Big tech bets on new mascots in bid to seem more cuddly

NEW YORK — Several of the world’s largest technology companies have quietly hired teams of illustrators, animators, and brand strategists over the past 18 months to develop colorful animal mascots and cartoon characters, a coordinated pivot aimed at softening corporate images battered by years of antitrust scrutiny, data-breach headlines, and high-profile congressional hearings, according to branding executives and internal hiring records reviewed by this publication.

The mascot push represents one of the most visible attempts by big technology firms to rebuild emotional connections with consumers and, in particular, with younger users who polls suggest hold the industry in lower esteem than any previous generation of digital natives. Brand consultants describe the strategy as borrowed from gaming and fast-food marketing, industries that have long deployed character-driven campaigns to sustain loyalty through periods of product or reputational turbulence.

Among the new faces entering the market: a round-bodied blue owl named Pip introduced by a cloud services giant to promote its enterprise productivity suite; a cartoon fox called Vela debuting alongside a major platform’s redesigned mobile interface; and a geometric bear character, as yet unnamed, spotted in trademark filings made by one of the world’s largest e-commerce operators. None of the companies agreed to be identified by name ahead of formal launches, but three brand executives confirmed the broader industry pattern independently.

“Every one of these companies has spent the last five years being the villain in someone’s congressional hearing or documentary,” said Tamsin Okafor, a partner at the London branding consultancy Threadline. “Mascots are a calculated move to occupy the friendly-uncle slot in popular culture. It is not accidental, and it is not cheap. We are talking about campaign budgets that start at eight figures.” Okafor said her firm had been approached by two major tech clients seeking mascot development in the past year alone.

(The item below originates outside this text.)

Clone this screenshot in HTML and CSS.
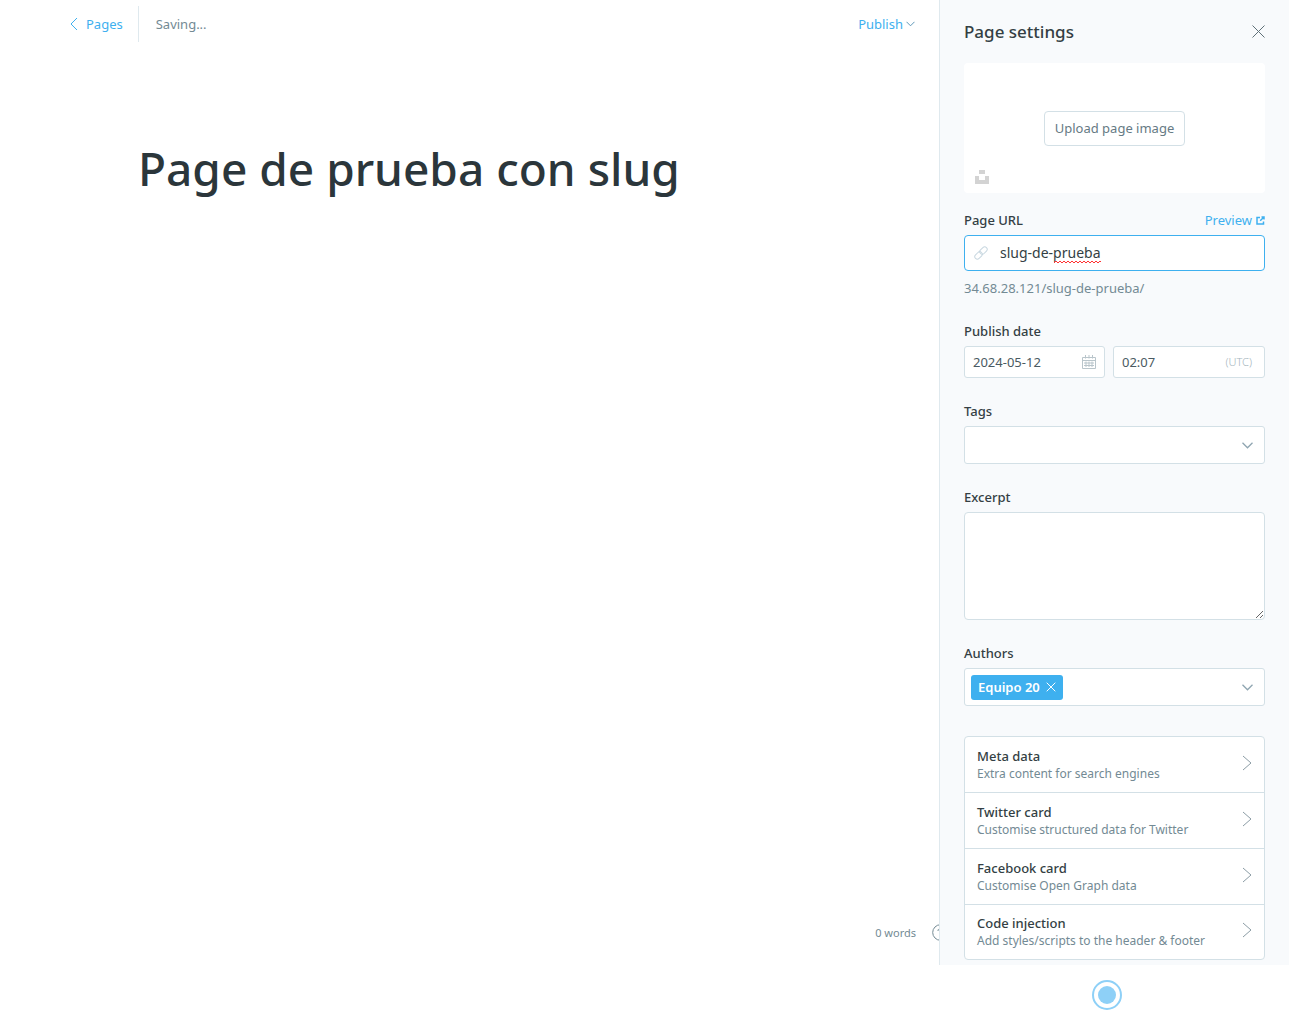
FILE: index.html
```html
<!DOCTYPE html>
<html lang="en">
<head>
<meta charset="utf-8">
<title>Page editor</title>
<link rel="stylesheet" href="styles.css">
</head>
<body>
<div class="app">
  <main class="editor">
    <header class="toolbar">
      <a class="back" href="#pages">
        <svg width="8" height="14" viewBox="0 0 8 14"><path d="M7 1 1 7l6 6"/></svg>
        Pages
      </a>
      <span class="status">Saving...</span>
      <button class="publish" type="button">Publish
        <svg width="9" height="6" viewBox="0 0 9 6"><path d="m.5.8 4 4 4-4"/></svg>
      </button>
    </header>
    <h1 class="title">Page de prueba con slug</h1>
    <footer class="wordcount">
      <span>0 words</span>
      <button class="help" type="button" aria-label="Help">
        <svg width="17" height="17" viewBox="0 0 17 17"><circle cx="8.500" cy="8.500" r="7.800"/><path d="M6 7c0-3.600 5-3.400 5-.5 0 1.800-2.500 1.800-2.500 3.700M8.500 12v1"/></svg>
      </button>
    </footer>
  </main>

  <aside class="settings">
    <header class="settings-head">
      <h2>Page settings</h2>
      <button class="close" type="button" aria-label="Close">
        <svg width="13" height="13" viewBox="0 0 13 13"><path d="m.5.5 12 12M12.500.5l-12 12"/></svg>
      </button>
    </header>

    <div class="uploader">
      <button class="upload" type="button">Upload page image</button>
      <button class="unsplash" type="button" aria-label="Unsplash">
        <svg width="14" height="14" viewBox="0 0 14 14"><path d="M4 0h6v4H4zM0 6h4v4h6V6h4v8H0z"/></svg>
      </button>
    </div>

    <form class="fields">
      <div class="field">
        <div class="label-row">
          <label for="url">Page URL</label>
          <a class="preview" href="#preview">Preview
            <svg width="9" height="9" viewBox="0 0 9 9"><path d="M4 1.500H1V8h6.500V5.500M5.500 1H8v2.500M8 1 4.200 4.800"/></svg>
          </a>
        </div>
        <div class="url">
          <svg width="14" height="14" viewBox="0 0 14 14"><g transform="rotate(-45 7 7)"><rect x="-.7" y="4.500" width="8.400" height="5" rx="2.500"/><rect x="6.300" y="4.500" width="8.400" height="5" rx="2.500"/></g></svg>
          <input id="url" type="text" value="slug-de-prueba" spellcheck="false">
          <span class="squiggle"></span>
        </div>
        <p class="hint">34.68.28.121/slug-de-prueba/</p>
      </div>

      <div class="field">
        <label for="date">Publish date</label>
        <div class="datetime">
          <div class="box date">
            <input id="date" type="text" value="2024-05-12">
            <svg width="14" height="14" viewBox="0 0 14 14"><path d="M.5 2.500h13v11H.5zM.5 5.500h13M3.500 0v3.500M7 0v3.500M10.500 0v3.500M2 8h10M2 10.500h10M4 6.500V12M7 6.500V12M10 6.500V12"/></svg>
          </div>
          <div class="box time">
            <input type="text" value="02:07" aria-label="Publish time">
            <span>(UTC)</span>
          </div>
        </div>
      </div>

      <div class="field">
        <label for="tags">Tags</label>
        <div class="box picker">
          <select id="tags"><option></option></select>
          <svg width="11" height="7" viewBox="0 0 11 7"><path d="m.5.8 5 5 5-5"/></svg>
        </div>
      </div>

      <div class="field">
        <label for="excerpt">Excerpt</label>
        <textarea id="excerpt"></textarea>
      </div>

      <div class="field">
        <label for="authors">Authors</label>
        <div class="box picker">
          <button class="token" type="button">Equipo 20
            <svg width="10" height="10" viewBox="0 0 10 10"><path d="m.7.700 8.600 8.600M9.300.700.7 9.300"/></svg>
          </button>
          <select id="authors"><option></option></select>
          <svg width="11" height="7" viewBox="0 0 11 7"><path d="m.5.8 5 5 5-5"/></svg>
        </div>
      </div>
    </form>

    <nav class="more">
      <button type="button"><span><b>Meta data</b><small>Extra content for search engines</small></span>
        <svg width="10" height="16" viewBox="0 0 10 16"><path d="m1 1 8 7-8 7"/></svg></button>
      <button type="button"><span><b>Twitter card</b><small>Customise structured data for Twitter</small></span>
        <svg width="10" height="16" viewBox="0 0 10 16"><path d="m1 1 8 7-8 7"/></svg></button>
      <button type="button"><span><b>Facebook card</b><small>Customise Open Graph data</small></span>
        <svg width="10" height="16" viewBox="0 0 10 16"><path d="m1 1 8 7-8 7"/></svg></button>
      <button type="button"><span><b>Code injection</b><small>Add styles/scripts to the header &amp; footer</small></span>
        <svg width="10" height="16" viewBox="0 0 10 16"><path d="m1 1 8 7-8 7"/></svg></button>
    </nav>
  </aside>
</div>
<div class="dock">
  <button class="record" type="button" aria-label="Record"></button>
</div>
</body>
</html>
```
FILE: styles.css
```css
* { box-sizing: border-box; }
body {
  margin: 0;
  min-height: 100vh;
  display: flex;
  flex-direction: column;
  background: #fff;
  color: #343f44;
  font: 13px/16px "Noto Sans", "Open Sans", sans-serif;
}
h1, h2, p { margin: 0; }
button, input, select, textarea {
  margin: 0;
  padding: 0;
  border: 0;
  background: none;
  color: inherit;
  font: inherit;
  outline: none;
}
a { text-decoration: none; }
svg { fill: none; stroke: currentColor; flex: none; }

.app { flex: 1; display: flex; }

.editor {
  flex: 1;
  min-width: 0;
  display: flex;
  flex-direction: column;
  overflow: hidden;
}
.toolbar {
  display: flex;
  align-items: center;
  padding: 6px 24px 0 70px;
}
.back {
  display: flex;
  align-items: center;
  gap: 8px;
  height: 36px;
  padding-right: 15px;
  border-right: 1px solid #dfe9ee;
  color: #3eb0ef;
}
.status { padding-left: 17px; color: #738a94; }
.publish {
  display: flex;
  align-items: center;
  gap: 3px;
  margin-left: auto;
  color: #3eb0ef;
}
.publish svg { color: #5f98b8; }
.title {
  margin: 93px 138px 0;
  color: #2b363b;
  font-size: 46px;
  font-weight: 500;
  line-height: 66px;
}
.wordcount {
  display: flex;
  align-items: center;
  justify-content: flex-end;
  gap: 16px;
  margin: auto -10px 24px 0;
  color: #738a94;
  font-size: 11px;
}
.help { display: flex; color: #738a94; }

.settings {
  width: 350px;
  padding: 0 24px 5px;
  border-left: 1px solid #dfe9ee;
  background: #f8fafc;
}
.settings-head {
  display: flex;
  align-items: center;
  justify-content: space-between;
  height: 63px;
}
.settings-head h2 { font-size: 17px; font-weight: 500; line-height: 24px; }
.close { display: flex; color: #5f7078; }

.uploader {
  position: relative;
  display: flex;
  align-items: center;
  justify-content: center;
  height: 130px;
  margin-bottom: 19px;
  border-radius: 4px;
  background: #fff;
}
.upload {
  height: 35px;
  padding: 0 10px;
  border: 1px solid #d3e0e6;
  border-radius: 4px;
  color: #667a84;
}
.unsplash {
  position: absolute;
  left: 11px;
  bottom: 9px;
  display: flex;
  color: #d3d3d3;
}
.unsplash svg { fill: currentColor; stroke: none; }

.fields { display: flex; flex-direction: column; gap: 25px; }
.field { display: flex; flex-direction: column; gap: 7px; }
label { font-weight: 500; }
.label-row { display: flex; justify-content: space-between; }
.preview { display: flex; align-items: center; gap: 4px; color: #3eb0ef; }
.preview svg { stroke-width: 1.5; }
.url {
  position: relative;
  display: flex;
  align-items: center;
  gap: 12px;
  height: 36px;
  padding: 0 9px;
  border: 1px solid #3eb0ef;
  border-radius: 4px;
  background: #fff;
}
.url svg { color: #c8d7e0; }
.url input { flex: 1; min-width: 0; font-size: 14px; line-height: 20px; }
.squiggle {
  position: absolute;
  left: 89px;
  top: 24px;
  width: 47px;
  height: 3px;
  background: radial-gradient(circle at 2px 3px, transparent 1px, #f33 1px, #f33 2px, transparent 2px) 0 0 / 4px 3px;
}
.hint { color: #738a94; line-height: 20px; }

.box {
  display: flex;
  align-items: center;
  border: 1px solid #d3e0e6;
  border-radius: 3px;
  background: #fff;
}
.datetime { display: grid; grid-template-columns: 141fr 152fr; gap: 8px; }
.date, .time { height: 32px; padding: 0 8px; color: #4a5a62; }
.time { padding-right: 12px; }
.box input { flex: 1; min-width: 0; width: 0; }
.date svg { color: #b9c5cb; }
.time span { color: #a5b5bd; font-size: 11px; font-weight: 300; }
.picker { height: 38px; padding: 0 11px 0 6px; }
.picker select { flex: 1; min-width: 0; height: 36px; appearance: none; }
.picker > svg { color: #8fa5b1; stroke-width: 1.3; }
textarea {
  display: block;
  width: 100%;
  height: 108px;
  border: 1px solid #d3e0e6;
  border-radius: 4px;
  background: #fff;
  resize: vertical;
}
.token {
  display: flex;
  align-items: center;
  gap: 6px;
  height: 25px;
  padding: 0 7px;
  border-radius: 3px;
  background: #3eb0ef;
  color: #fff;
  font-weight: 600;
}

.more {
  margin-top: 30px;
  border: 1px solid #d3e0e6;
  border-radius: 4px;
  background: #fff;
}
.more button {
  display: flex;
  align-items: center;
  justify-content: space-between;
  width: 100%;
  height: 56px;
  padding: 0 12px;
  text-align: left;
}
.more button + button { border-top: 1px solid #d3e0e6; }
.more button:first-child, .more button:last-child { height: 55px; }
.more b, .more small { display: block; line-height: 18px; }
.more b { font-size: 13px; font-weight: 500; }
.more small { color: #738a94; font-size: 12px; }
.more svg { color: #8b9ca5; margin-bottom: 4px; }

.dock { display: flex; justify-content: flex-end; height: 55px; padding: 15px 167px 0; }
.record {
  width: 30px;
  height: 30px;
  border: 2px solid #8ed0f7;
  border-radius: 50%;
  padding: 4px;
  background: #8ed0f7;
  background-clip: content-box;
}
```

The strategy carries risk. Consumer advocates and brand analysts caution that character campaigns can backfire if they are perceived as cynical window dressing on underlying problems that remain unaddressed. A 2025 study by the consumer trust consultancy Signal+Noise found that 67 percent of respondents ages 18 to 34 said a company mascot made them more suspicious of a brand that had been involved in a scandal, not less. “Cute logos do not fix broken trust,” the study’s lead author, Dr. Jonah Westermann, wrote in its conclusion.

The trend also intersects with the rapid maturation of AI-generated character design tools, which have significantly reduced the time and cost involved in developing mascot assets at scale. Companies that once required six to nine months of traditional illustration work to produce a comprehensive character style guide can now generate usable initial concepts in days. Branding firms say the efficiency has lowered the barrier to entry for mascot programs while simultaneously raising the stakes for differentiation.

Not all industry observers are skeptical. Some marketing historians note that mascot campaigns have genuine track records of rebuilding consumer warmth for companies navigating difficult reputational moments. The phenomenon is not new to technology: several telecommunications firms deployed mascot-heavy rebrands during the network neutrality controversies of the 2010s with measurable short-term gains in sentiment surveys.

“The cynical read is that this is all cosmetic. The more charitable read is that brands are trying to find a human register in which to talk to people who are exhausted by corporate-speak,” said Professor Adriana Fuentes, who teaches brand communications at the Copenhagen Business School. “Whether it works depends entirely on whether the friendlier tone is matched by any actual change in behavior. Usually, it is not.”

Public rollouts for several of the new characters are expected before the end of the current fiscal year. Brand analysts said they would be watching consumer sentiment tracking data closely to assess whether the mascot wave produces durable improvements in favorability scores or simply generates short-lived social media engagement before fading.

Market research suggests that mascot campaigns, when they succeed, do so largely by creating a durable visual shorthand that survives the news cycle and anchors brand recall across age demographics. The challenge for technology firms, analysts say, is that consumers who have developed sophisticated skepticism toward corporate messaging may apply that same skepticism to the characters companies deploy. “People in their 20s and 30s have grown up being marketed to very aggressively,” said Okafor. “They can see the machinery behind the curtain. A character is not going to change that perception on its own — it has to be part of a genuine shift in how the company conducts itself.”

Regardless of long-term efficacy, the near-term economic stakes for branding firms and animation studios involved in the current mascot wave are considerable. Industry estimates place total creative spending on technology sector mascot development at approximately $1.4 billion globally over the past 24 months, a figure that includes character design, motion graphics, brand guideline production, and paid media campaigns. Studios in Los Angeles, London, and Seoul have all reported increased project intake from technology clients over the period.